Welcome; I’m Brian McCreath, bringing you The Bach Hour, from 99-5 WCRB, a part of WGBH Boston. Bach’s Cantata 105, Herr, gehe nicht ins Gericht mit deinem Knecht, or “Lord, do not pass judgment on Your servant,” paints a vibrant musical picture of both fear and certainty, and you can find a translation of the text for it at Classical WCRB dot org, where you can also revisit this program on demand. Again that’s at Classical WCRB dot org.
In the early 1730’s, Bach wrote a concerto in D minor for two violins, probably meant for the weekly Collegium Musicum concerts at Gottfried Zimmermann’s coffee house in Leipzig. About 8 years later, he re-fashioned the piece as a concerto for two harpsichords. That’s the version we’ll hear in this performance by the Academy for Ancient Music Berlin. The harpsichord soloists are Jörg-Andreas Bötticher and Raphael Alpermann, directed by Stephen Mai, here on The Bach Hour.
[MUSIC – BWV 1062]
That’s a concerto in D minor for two harpsichords by Bach featuring soloists Jörg-Andreas Bötticher and Raphael Alpermann, along with the Academy for Ancient Music Berlin, all directed by Stephan Mai.
In 1723, a major change in Bach’s life uncorked an explosion of creativity. He moved to Leipzig to become the Cantor of the St. Thomas Church and School, and as part of that position, he set about writing a new cantata for each day on the Lutheran Church Calendar. And along the way, he experimented and challenged himself, finding new ways to express the dynamics of his faith.
The Cantata No. 105, Herr, gehe nicht ins Gericht mit deinem Knecht, or “Lord, do not pass judgment on Your servant,” is one of those pieces.
The length alone of the opening chorus is the first evidence that Bach is trying new things. For one thing, it’s more than twice as long as the longest cantata chorus Bach had written up to that point.
More importantly, Bach fuses the vocal and instrumental lines in a way that he hadn’t tried before, leading to a more seamless sonic print. It leads to a heightened emotional experience as the chorus sings, “Lord, do not pass judgment…” because the flow is more like the internal experience of emotion.
Then an aria for the soprano that shows us another evolution in Bach’s work. The words translate as “How the thoughts of the sinner tremble and waver.”
But listen to the poetry of the same passage in German: “Wie zittern und wanken Der Sünder Gedanken”
That poetry inspired Bach to create music that vividly expresses the “tremble and waver.” Here’s how he did it:
First, he leaves out any hint of a standard bass line that would form a grounding or foundation under the ensemble.

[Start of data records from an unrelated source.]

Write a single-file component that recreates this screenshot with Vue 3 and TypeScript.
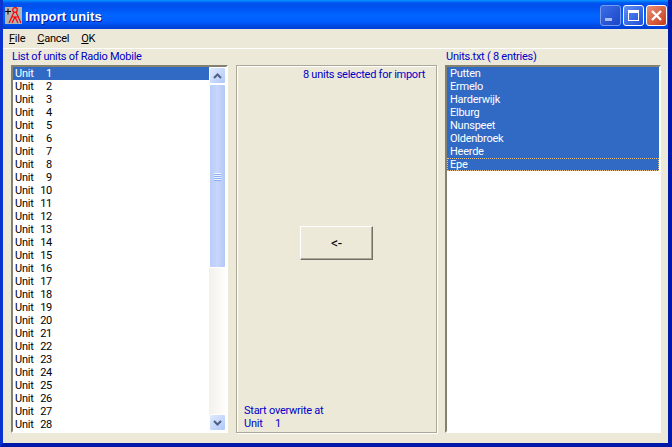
<script setup lang="ts">
const units: number[] = Array.from({ length: 28 }, (_, i) => i + 1)
const towns: string[] = ['Putten', 'Ermelo', 'Harderwijk', 'Elburg', 'Nunspeet', 'Oldenbroek', 'Heerde', 'Epe']
const grips: number[] = [0, 1, 2, 3]
</script>

<template>
  <div class="window">
    <header class="titlebar">
      <svg class="appicon" width="17" height="17" viewBox="0 0 17 17">
        <rect width="17" height="17" fill="#b4b4b4" />
        <path d="M0 4.500h6M3 1.500v6" stroke="#000" stroke-width="1" fill="none" />
        <circle cx="10" cy="3" r="2.300" fill="none" stroke="#f00" stroke-width="1.200" />
        <path d="M9 5 4 16M11 5l5 11M6 10h8M7 16l3-6 3 6" stroke="#f00" stroke-width="1.200" fill="none" />
      </svg>
      <span class="title">Import units</span>
      <div class="winbtns">
        <div class="wbtn min"><i class="minbar"></i></div>
        <div class="wbtn max"><i class="maxbox"></i></div>
        <div class="wbtn close">
          <svg width="13" height="13" viewBox="0 0 13 13">
            <path d="M2 2l9 9M11 2l-9 9" stroke="#fff" stroke-width="2.400" fill="none" />
          </svg>
        </div>
      </div>
    </header>

    <div class="client">
      <nav class="menu">
        <span><u>F</u>ile</span>
        <span><u>C</u>ancel</span>
        <span><u>O</u>K</span>
      </nav>

      <div class="labels">
        <span class="lab-left">List of units of Radio Mobile</span>
        <span class="lab-right">Units.txt ( 8 entries)</span>
      </div>

      <main class="panes">
        <section class="list left">
          <div class="rows">
            <div v-for="u in units" :key="u" class="row unit" :class="{ sel: u === 1 }">
              <span class="uname">Unit</span><span class="unum">{{ u }}</span>
            </div>
          </div>
          <div class="scrollbar">
            <div class="sbtn">
              <svg width="9" height="6" viewBox="0 0 9 6"><path d="M1 5l3.500-3.500L8 5" stroke="#4d6185" stroke-width="2" fill="none" /></svg>
            </div>
            <div class="thumb">
              <i v-for="g in grips" :key="g" class="grip"></i>
            </div>
            <div class="track"></div>
            <div class="sbtn">
              <svg width="9" height="6" viewBox="0 0 9 6"><path d="M1 1l3.500 3.500L8 1" stroke="#4d6185" stroke-width="2" fill="none" /></svg>
            </div>
          </div>
        </section>

        <section class="center">
          <div class="selected">8 units selected for import</div>
          <div class="mid">
            <button class="arrow">&lt;-</button>
          </div>
          <div class="overwrite">
            <div>Start overwrite at</div>
            <div class="ounit"><span class="uname">Unit</span><span class="unum">1</span></div>
          </div>
        </section>

        <section class="list right">
          <div class="rows full">
            <div v-for="(t, i) in towns" :key="t" class="row sel town" :class="{ focus: i === towns.length - 1 }">{{ t }}</div>
          </div>
        </section>
      </main>
    </div>
  </div>
</template>

<style scoped>
.window {
  width: 672px;
  height: 447px;
  box-sizing: border-box;
  display: flex;
  flex-direction: column;
  overflow: hidden;
  background: #0831d9;
  font-family: Roboto, "Liberation Sans", sans-serif;
  font-size: 11px;
  line-height: 13px;
  letter-spacing: -0.25px;
  border-left: 3px solid #0a33d0;
  border-right: 4px solid #0019a8;
  border-bottom: 4px solid #0019a8;
}
.titlebar {
  height: 29px;
  margin: 0 -4px 0 -3px;
  flex: none;
  display: flex;
  align-items: center;
  padding: 2px 5px 0 5px;
  box-sizing: border-box;
  background: linear-gradient(to bottom, #0997ff 0, #0053ee 3px, #0050ee 7px, #0066ff 15px, #005bff 22px, #0048dd 26px, #003dd7 29px);
}
.appicon {
  flex: none;
}
.title {
  margin-left: 3px;
  padding-top: 2px;
  color: #fff;
  font-family: "Liberation Sans", sans-serif;
  font-weight: 700;
  font-size: 13px;
  letter-spacing: 0.15px;
  text-shadow: 1px 1px #0f1089;
  flex: 1;
}
.winbtns {
  display: flex;
  gap: 2px;
  margin-top: -1px;
}
.wbtn {
  width: 21px;
  height: 21px;
  box-sizing: border-box;
  border: 1px solid #fff;
  border-radius: 3px;
  position: relative;
  display: flex;
  align-items: center;
  justify-content: center;
}
.min {
  background: linear-gradient(135deg, #3b6fe6, #1c44c8);
  border-color: #7a9bec;
}
.minbar {
  position: absolute;
  left: 4px;
  bottom: 4px;
  width: 7px;
  height: 3px;
  background: #a9bdf0;
}
.max {
  background: linear-gradient(135deg, #5f8ff0, #1f4fd8);
}
.maxbox {
  width: 11px;
  height: 11px;
  box-sizing: border-box;
  border: 1px solid #fff;
  border-top-width: 3px;
}
.close {
  background: linear-gradient(135deg, #e89078, #c63a18);
}
.client {
  flex: 1;
  min-height: 0;
  display: flex;
  flex-direction: column;
  background: #ece9d8;
}
.menu {
  height: 20px;
  flex: none;
  box-sizing: border-box;
  display: flex;
  gap: 12px;
  padding: 3px 0 0 6px;
  color: #000;
  border-bottom: 1px solid #fff;
}
.labels {
  height: 16px;
  flex: none;
  display: flex;
  color: #0000c8;
  padding-top: 1px;
  box-sizing: border-box;
}
.lab-left {
  margin-left: 9px;
  width: 434px;
}
.panes {
  display: flex;
  height: 368px;
  flex: none;
  padding-left: 8px;
}
.list {
  box-sizing: border-box;
  background: #fff;
  border: 2px solid #f1efe2;
  border-top-color: #848170;
  border-left-color: #848170;
  border-right-color: #fff;
  border-bottom-color: #fff;
  display: flex;
  height: 368px;
  overflow: hidden;
}
.left {
  width: 217px;
}
.right {
  width: 216px;
  margin-left: 8px;
}
.rows {
  flex: 1;
  min-width: 0;
  overflow: hidden;
}
.row {
  height: 13px;
  padding-left: 2px;
  color: #000;
  white-space: nowrap;
}
.unit {
  display: flex;
}
.uname {
  width: 23px;
  flex: none;
}
.unum {
  width: 14px;
  text-align: right;
  flex: none;
}
.sel {
  background: #316ac5;
  color: #fff;
}
.town {
  padding-left: 3px;
}
.focus {
  outline: 1px dotted #e6c080;
  outline-offset: -1px;
}
.scrollbar {
  width: 17px;
  flex: none;
  display: flex;
  flex-direction: column;
  background: linear-gradient(to right, #f3f1ec, #fefefb);
  height: 364px;
}
.sbtn {
  height: 17px;
  flex: none;
  box-sizing: border-box;
  border: 1px solid #fff;
  border-radius: 2px;
  background: linear-gradient(135deg, #e1eafe, #aec8f7);
  display: flex;
  align-items: center;
  justify-content: center;
}
.thumb {
  height: 184px;
  flex: none;
  box-sizing: border-box;
  border: 1px solid #fff;
  border-radius: 2px;
  background: linear-gradient(to right, #b8cdf8, #c7d6fb 50%, #b3c9f7);
  display: flex;
  flex-direction: column;
  align-items: center;
  justify-content: center;
  gap: 1px;
}
.grip {
  width: 7px;
  height: 1px;
  background: #eef4fe;
  box-shadow: 0 1px #8cb0f8;
}
.track {
  flex: 1;
}
.center {
  width: 201px;
  height: 368px;
  margin-left: 8px;
  box-sizing: border-box;
  border: 1px solid #aca899;
  box-shadow: inset 1px 1px #fff, 1px 1px #fff;
  display: flex;
  flex-direction: column;
  color: #0000c8;
}
.selected {
  text-align: right;
  padding: 2px 11px 0 0;
}
.mid {
  flex: 1;
  display: flex;
  justify-content: center;
  padding-top: 145px;
}
.arrow {
  width: 73px;
  height: 34px;
  box-sizing: border-box;
  border: 1px solid #fff;
  border-right-color: #716f64;
  border-bottom-color: #716f64;
  box-shadow: inset -1px -1px #aca899;
  background: #ece9d8;
  color: #000;
  font: inherit;
  font-size: 14px;
  letter-spacing: 0;
  padding: 0;
}
.overwrite {
  padding: 0 0 2px 7px;
}
.ounit {
  display: flex;
}
</style>
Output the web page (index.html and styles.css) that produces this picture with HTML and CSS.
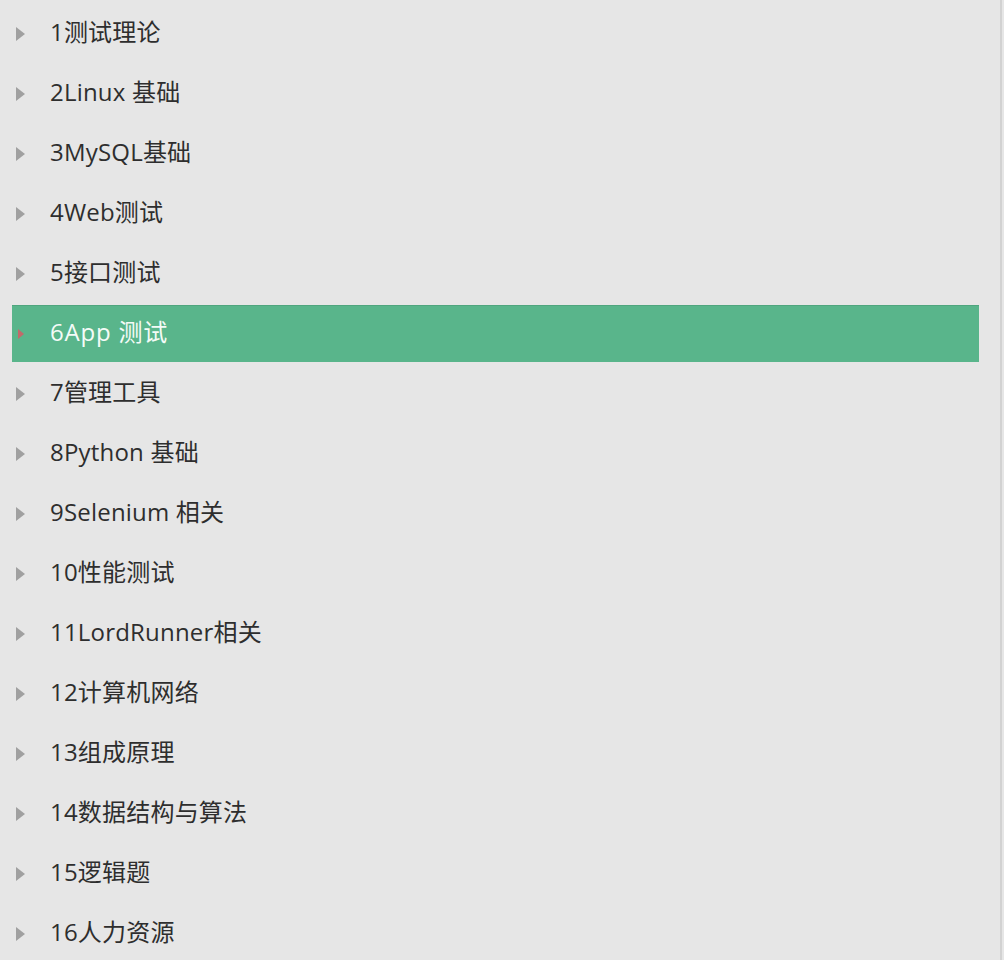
FILE: index.html
```html
<!DOCTYPE html>
<html lang="zh-CN">
<head>
<meta charset="utf-8">
<link rel="stylesheet" href="styles.css">
</head>
<body>
<div class="panel">
  <ul class="tree">
    <li class="item"><span class="arrow"></span><span class="label">1测试理论</span></li>
    <li class="item"><span class="arrow"></span><span class="label">2Linux 基础</span></li>
    <li class="item"><span class="arrow"></span><span class="label">3MySQL基础</span></li>
    <li class="item"><span class="arrow"></span><span class="label">4Web测试</span></li>
    <li class="item"><span class="arrow"></span><span class="label">5接口测试</span></li>
    <li class="item active"><span class="arrow"></span><span class="label">6App 测试</span></li>
    <li class="item"><span class="arrow"></span><span class="label">7管理工具</span></li>
    <li class="item"><span class="arrow"></span><span class="label">8Python 基础</span></li>
    <li class="item"><span class="arrow"></span><span class="label">9Selenium 相关</span></li>
    <li class="item"><span class="arrow"></span><span class="label">10性能测试</span></li>
    <li class="item"><span class="arrow"></span><span class="label">11LordRunner相关</span></li>
    <li class="item"><span class="arrow"></span><span class="label">12计算机网络</span></li>
    <li class="item"><span class="arrow"></span><span class="label">13组成原理</span></li>
    <li class="item"><span class="arrow"></span><span class="label">14数据结构与算法</span></li>
    <li class="item"><span class="arrow"></span><span class="label">15逻辑题</span></li>
    <li class="item"><span class="arrow"></span><span class="label">16人力资源</span></li>
  </ul>
</div>
</body>
</html>
```

FILE: styles.css
```css
html, body {
  margin: 0;
  padding: 0;
  background: #e6e6e6;
}
.panel {
  width: 1002px;
  height: 960px;
  border-right: 2px solid #d2d2d2;
  box-sizing: border-box;
  overflow: hidden;
  font-family: "Open Sans", "Noto Sans CJK SC", sans-serif;
}
.tree {
  list-style: none;
  margin: 0;
  padding: 5px 0 0 12px;
  display: flex;
  flex-direction: column;
  gap: 3px;
}
.item {
  width: 967px;
  height: 57px;
  display: flex;
  align-items: center;
  box-sizing: border-box;
}
.arrow {
  width: 0;
  height: 0;
  border-top: 7px solid transparent;
  border-bottom: 7px solid transparent;
  border-left: 9px solid #a0a0a0;
  margin-left: 4px;
  margin-right: 25px;
}
.label {
  font-size: 24px;
  color: #2e2e2e;
  letter-spacing: 0.2px;
  line-height: 1;
  margin-top: -4px;
}
.item.active {
  background: #59b58b;
  border-top: 1px solid #4fa57e;
}
.item.active .arrow {
  border-top-width: 5px;
  border-bottom-width: 5px;
  border-left: 6px solid #c26a6a;
  margin-left: 6px;
  margin-right: 26px;
}
.item.active .label {
  color: #f4fbf7;
  letter-spacing: 0.8px;
}
```
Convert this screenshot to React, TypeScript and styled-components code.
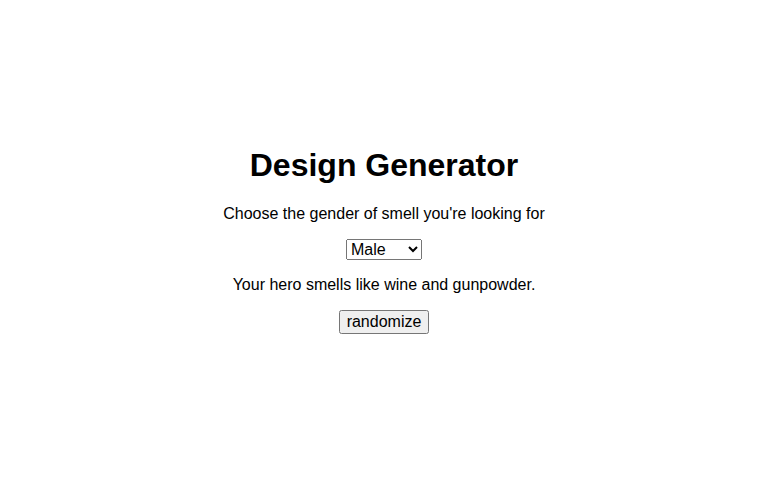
import React, { useState } from "react";
import styled, { createGlobalStyle } from "styled-components";

const Global = createGlobalStyle`
  html, body { margin: 0; padding: 0; background: #fff; }
  body { font-family: "Liberation Sans", Arial, sans-serif; color: #000; }
`;

const Page = styled.div`
  min-height: 100vh;
  box-sizing: border-box;
  padding-bottom: 20px;
  display: flex;
  align-items: center;
  justify-content: center;
`;

const Panel = styled.div`
  text-align: center;
  font-size: 16px;
`;

const Title = styled.h1`
  font-size: 32px;
  font-weight: bold;
  margin: 21.44px 0;
`;

const Text = styled.p`
  margin: 16px 0;
`;

const Select = styled.select`
  font-family: "Liberation Sans", Arial, sans-serif;
  font-size: 16px;
`;

const Button = styled.button`
  font-family: "Liberation Sans", Arial, sans-serif;
  font-size: 16px;
`;

const smells = ["wine and gunpowder", "leather and cedar", "rain and smoke"];

export default function App() {
  const [gender, setGender] = useState("Male");
  const [i, setI] = useState(0);
  return (
    <>
      <Global />
      <Page>
        <Panel>
          <Title>Design Generator</Title>
          <Text>Choose the gender of smell you're looking for</Text>
          <div>
            <Select value={gender} onChange={(e) => setGender(e.target.value)}>
              <option>Male</option>
              <option>Female</option>
            </Select>
          </div>
          <Text>Your hero smells like {smells[i]}.</Text>
          <div>
            <Button onClick={() => setI((i + 1) % smells.length)}>randomize</Button>
          </div>
        </Panel>
      </Page>
    </>
  );
}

Then, he layers a pulsing string line for the “tremble” and a tentative, perennially searching, overlapping, and “wavering” melody in the oboe and vocal soloist:
The result captures the believer’s “anxious conscience.” And for Bach, it marks a new level of creativity in writing a musically direct expression of a text.
The end of that aria is the turning point in this cantata, with the bass entering to reassure the believer that “when your hour of death strikes … your Savior opens the eternal courts for you.”
And that brings us to a confident, firmly grounded aria for the tenor, rejecting earthly things and embracing the divine.
The final chorale brings back the anxious, pulsing strings of the soprano aria, but now, as the chorale progresses towards its end, that pulse very gradually slows, shifting bit by bit from an anxious tremble into the sound and rhythm of Bach’s bedrock Lutheran chorale language.
Remember, you can find a translation of the text for this cantata at our web site, Classical WCRB dot org.
Here is the Cantata No. 105, with soprano Lisa Larsson, alto Elisabeth von Magnus, tenor Gerd Türk, and bass Klaus Mertens. They’re joined by the Amsterdam Baroque Orchestra and Chorus, and conductor Ton Koopman.
[MUSIC – BWV 105]
The final chorale of J.S. Bach’s Cantata No. 105 is a microcosm of the rest of the piece. The unsettledness of the string accompaniment is gradually transformed into calm as the chorus sings a Lutheran chorale tune, symbolizing the strength of faith over doubt.
You just heard a performance of the Cantata No. 105 by the Amsterdam Baroque Orchestra and Chorus, directed by Ton Koopman. The soloists included soprano Lisa Larsson, alto Elisabeth von Magnus, tenor Gerd Türk, and bass Klaus Mertens.
Now let’s return to Bach’s concertos and a performance that pulls off what Bach himself did with the concerto you heard earlier. Just as he re-wrote a work for two violins, organist Colm Carey has taken what we usually know as the Keyboard Concerto No. 4 and arranged it as a feature for his instrument with solo trumpet. Here is Carey with trumpeter Alison Balsom.
[MUSIC – BWV 1055]
Trumpeter Alison Balsom and organist Colm Carey, playing the Marcussen organ at Tonbridge School in Kent, England. That was Carey’s arrangement of Bach’s Keyboard Concerto No. 4.